Stasz is a relatively newcomer to Mater Dolorosa, having joined after St. Joseph Church in Springfield closed in 2005. He said he believes Mater Dolorosa is a vibrant parish and worth fighting for, even if it means spending an occasional night sleeping in the church.

“The vote to close the church was 4-3. I was the deciding vote. We had so few members,” he said of St. Joseph Church.

Stasz said he visited other churches before Mater Dolorosa. He loved that many families were members.

As a father of two children who are 13 and 11, Nyles Courchesne, of Holyoke said he and his wife strongly believe in a Catholic education for their son and daughter.

“We weren’t willing to join them. We wanted to move on with the parish,” he said, adding he wishes others did too. “It is not good for the parish.

Courchesne said he has compassion for the protesters. While a member since childhood, he said he does not have the strong Polish ties that most protesters do, and might feel differently if his grandparents helped build the church.

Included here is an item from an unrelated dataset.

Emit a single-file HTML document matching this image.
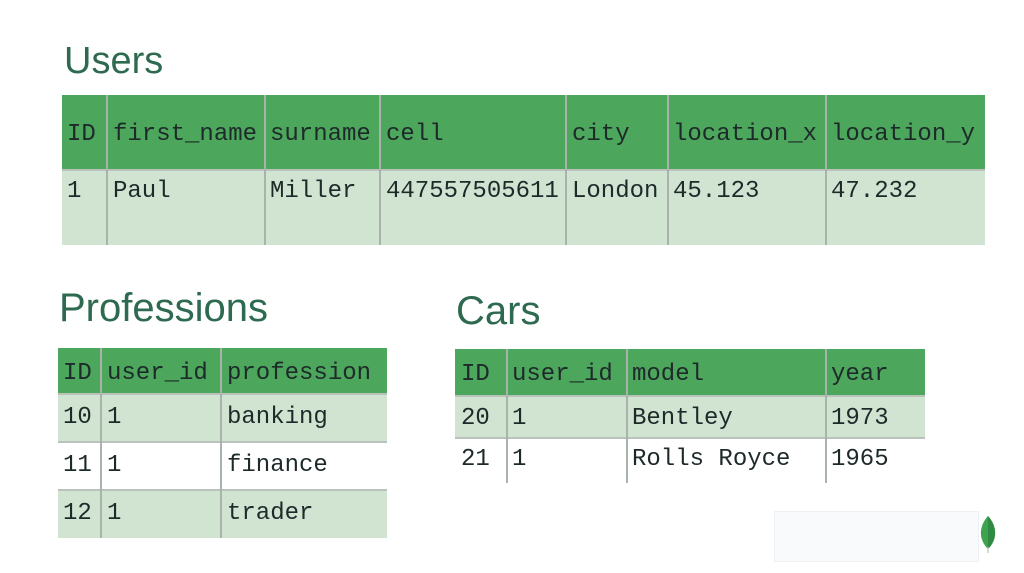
<!DOCTYPE html>
<html><head><style>
body{margin:0;width:1024px;height:573px;background:#fff;position:relative;overflow:hidden;font-family:"Liberation Mono",monospace;}
.t{position:absolute;font-family:"DejaVu Sans ExtraLight","Liberation Sans",sans-serif;color:#2e6a4f;font-weight:200;}
.b{position:absolute;}
.c{position:absolute;font-size:24px;color:#1e2a2a;line-height:1;white-space:nowrap;margin-top:3px;}
.v{position:absolute;width:2px;background:#a9b2ab;}
.h{position:absolute;height:2px;background:#b9c2bb;}
</style></head><body>
<div class="t" style="left:64px;top:40px;font-size:38px;">Users</div>
<div class="b" style="left:62px;top:95px;width:923px;height:75px;background:#4ca65c"></div>
<div class="b" style="left:62px;top:171px;width:923px;height:74px;background:#d0e4d1"></div>
<div class="h" style="left:62px;top:169px;width:923px;"></div>
<div class="v" style="left:106px;top:95px;height:150px"></div>
<div class="v" style="left:264px;top:95px;height:150px"></div>
<div class="v" style="left:379px;top:95px;height:150px"></div>
<div class="v" style="left:565px;top:95px;height:150px"></div>
<div class="v" style="left:667px;top:95px;height:150px"></div>
<div class="v" style="left:825px;top:95px;height:150px"></div>
<div class="c" style="left:67px;top:120px">ID</div>
<div class="c" style="left:113px;top:120px">first_name</div>
<div class="c" style="left:270px;top:120px">surname</div>
<div class="c" style="left:386px;top:120px">cell</div>
<div class="c" style="left:572px;top:120px">city</div>
<div class="c" style="left:673px;top:120px">location_x</div>
<div class="c" style="left:831px;top:120px">location_y</div>
<div class="c" style="left:67px;top:177px">1</div>
<div class="c" style="left:113px;top:177px">Paul</div>
<div class="c" style="left:270px;top:177px">Miller</div>
<div class="c" style="left:386px;top:177px">447557505611</div>
<div class="c" style="left:572px;top:177px">London</div>
<div class="c" style="left:673px;top:177px">45.123</div>
<div class="c" style="left:831px;top:177px">47.232</div>

<div class="t" style="left:59px;top:286px;font-size:40px;">Professions</div>
<div class="b" style="left:58px;top:348px;width:329px;height:46px;background:#4ca65c"></div>
<div class="b" style="left:58px;top:395px;width:329px;height:47px;background:#d0e4d1"></div>
<div class="b" style="left:58px;top:491px;width:329px;height:47px;background:#d0e4d1"></div>
<div class="h" style="left:58px;top:393px;width:329px;"></div>
<div class="h" style="left:58px;top:441px;width:329px;"></div>
<div class="h" style="left:58px;top:489px;width:329px;"></div>
<div class="v" style="left:100px;top:348px;height:190px"></div>
<div class="v" style="left:220px;top:348px;height:190px"></div>
<div class="c" style="left:63px;top:359px">ID</div>
<div class="c" style="left:107px;top:359px">user_id</div>
<div class="c" style="left:227px;top:359px">profession</div>
<div class="c" style="left:63px;top:403px">10</div><div class="c" style="left:107px;top:403px">1</div><div class="c" style="left:227px;top:403px">banking</div>
<div class="c" style="left:63px;top:451px">11</div><div class="c" style="left:107px;top:451px">1</div><div class="c" style="left:227px;top:451px">finance</div>
<div class="c" style="left:63px;top:499px">12</div><div class="c" style="left:107px;top:499px">1</div><div class="c" style="left:227px;top:499px">trader</div>

<div class="t" style="left:456px;top:289px;font-size:40px;">Cars</div>
<div class="b" style="left:455px;top:349px;width:470px;height:46px;background:#4ca65c"></div>
<div class="b" style="left:455px;top:396px;width:470px;height:41px;background:#d0e4d1"></div>
<div class="h" style="left:455px;top:395px;width:470px;"></div>
<div class="h" style="left:455px;top:437px;width:470px;"></div>
<div class="v" style="left:506px;top:349px;height:134px"></div>
<div class="v" style="left:626px;top:349px;height:134px"></div>
<div class="v" style="left:825px;top:349px;height:134px"></div>
<div class="c" style="left:461px;top:360px">ID</div>
<div class="c" style="left:512px;top:360px">user_id</div>
<div class="c" style="left:632px;top:360px">model</div>
<div class="c" style="left:831px;top:360px">year</div>
<div class="c" style="left:461px;top:404px">20</div><div class="c" style="left:512px;top:404px">1</div><div class="c" style="left:632px;top:404px">Bentley</div><div class="c" style="left:831px;top:404px">1973</div>
<div class="c" style="left:461px;top:445px">21</div><div class="c" style="left:512px;top:445px">1</div><div class="c" style="left:632px;top:445px">Rolls Royce</div><div class="c" style="left:831px;top:445px">1965</div>

<div class="b" style="left:774px;top:511px;width:203px;height:49px;background:#f8fafc;border:1px solid #eef1f3"></div>
<svg class="b" style="left:977px;top:515px" width="22" height="40" viewBox="0 0 22 40">
<path d="M11 1 C2 11 1 24 11 34 C21 24 20 11 11 1Z" fill="#3fa24f"/>
<path d="M11 1 C20 11 21 24 11 34Z" fill="#2f8a43"/>
<line x1="11" y1="32" x2="11" y2="38" stroke="#b7c6b0" stroke-width="1.2"/>
</svg>
</body></html>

“We chose people over buildings. They are choosing the building over people,” he said.

Despite the protest, Courchesne said he feels the merging of the two parishes has gone well. He said members felt from the first Mass that they had created something new, instead of walking into someone else’s church.

Some of the Mater Dolorosa protesters are attending weekly Mass at Our Lady of the Cross while continuing the vigil. Others attend new churches, since most believe receiving weekly sacraments is important, Shirley Anop said.

Chester Cholewa, of Holyoke, who joined Mater Dolorosa 60 years ago after immigrating from Poland, translates the Friday prayer vigil for Anop and serves as lector for the weekly Polish mass at Our Lady of the Cross.

Cholewa said he wants to keep Mater Dolorosa open, in part, for historic reasons. The Polish people found a home and a place to worship in Holyoke after World War I and World War II, he said, and will lose that if the church closes.

“I come here every day, sometimes for a little while and sometimes for longer and I sleep here sometimes and I’m 87,” he said.